Yes, frakkin’ shiny.
“and a long time fave of mine, James “Lo Pan” Hong.”
So say we all. He shakes the pillars of heaven. (Any time someone asks for a list of – five, ten, whatever – favorite movies, BTiLC is *always* the first one that comes to my mind.)
- M. \”/
Shiny indeed!
Free open source apps for Windows from WinLibre, includes some multimedia stuff: http://www.winlibre.com/en/
Our school uses Roxio for media creation. There is a free version at: http://downloads.phpnuke.org/en/download-item-view-x-m-a-z-x/ROXIO%2BEASY%2BMEDIA%2BCREATOR.htm
Hope this helps. If you start editing audio stuff, Audacity is the (free) program you need.
Steve – Thanks!
Meowlin – Thanks!

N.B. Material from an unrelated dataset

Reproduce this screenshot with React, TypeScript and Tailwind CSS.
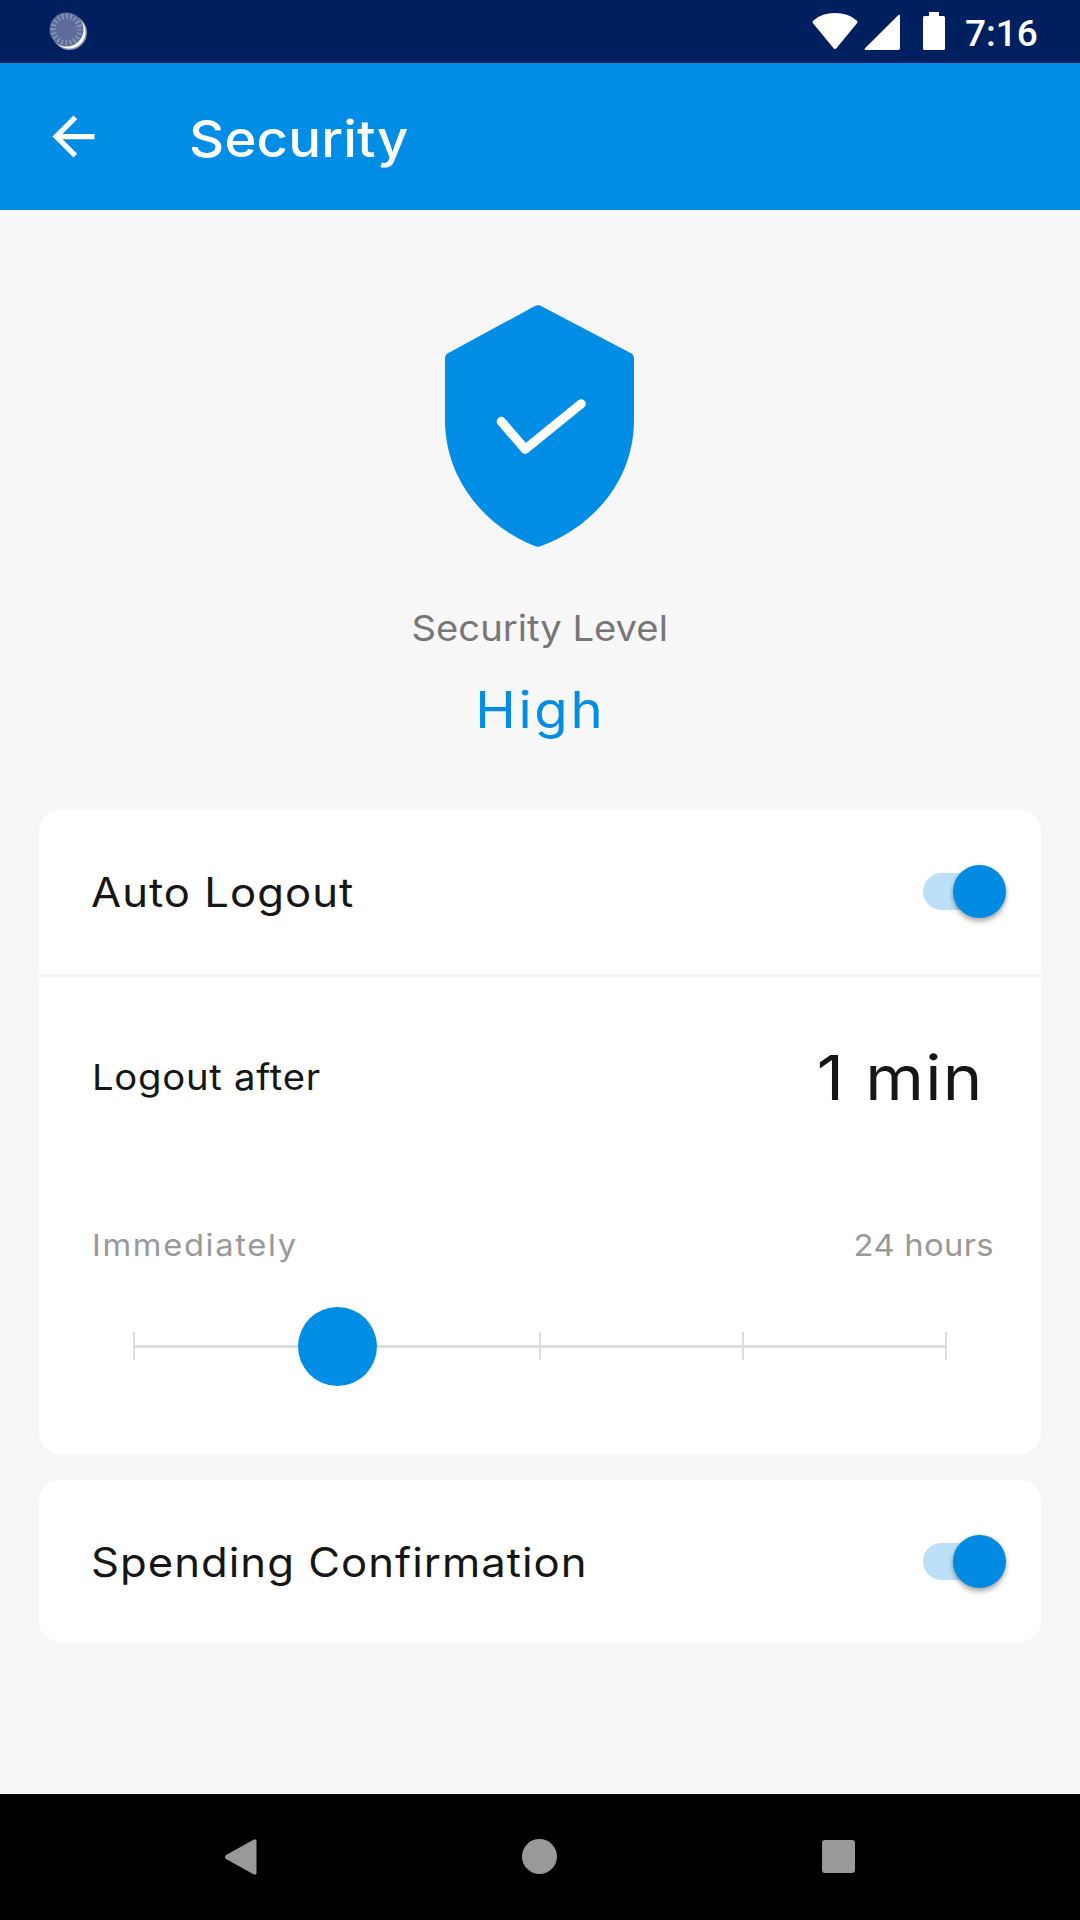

As it happens (forgive me if I’ve mentioned it before, like, 5,000 times) Big Trouble in Little China is flat-out my favorite movie of all time.
By the way – is “So say we all” a Battlestar Galactica catchphrase? Seems to keep cropping up.
Ian – thank you kindly!
HC – Many thanks for the suggestions. I’ll check the links.
Audacity I have and use. You’re right: easy to use, works great. Reminds me, I need to consider podcasts…
Nice look indeed, though loads slower than the old design.
“is “So say we all” a Battlestar Galactica catchphrase?”
Frakkin’ A, muc. EJ Olmos ad-libbed it in a particular scene in the miniseries/pilot and it stuck, then it spread outside the show somewhat as well.
(And, no; while “frak” is used in the show in many forms, “frakkin’ A, muc” is not one of them… so far.)
- M. \”/
Hey, Anders, thanks. Is it slow enough to be a problem?
Anybody have problems with load time, please?
And thanks for the info, Meowlin.
Here’s what EJ Olmos is saying “So say we all” about lately…
www.youtube.com/watch?v=iSFDrOxWCXY&feature=related
- M. \”/
Slow load time is not a problem, but I notice that different elements load at different rates. The dino image at the top and the tags on the left load slowly, while the blog entries load relatively quickly.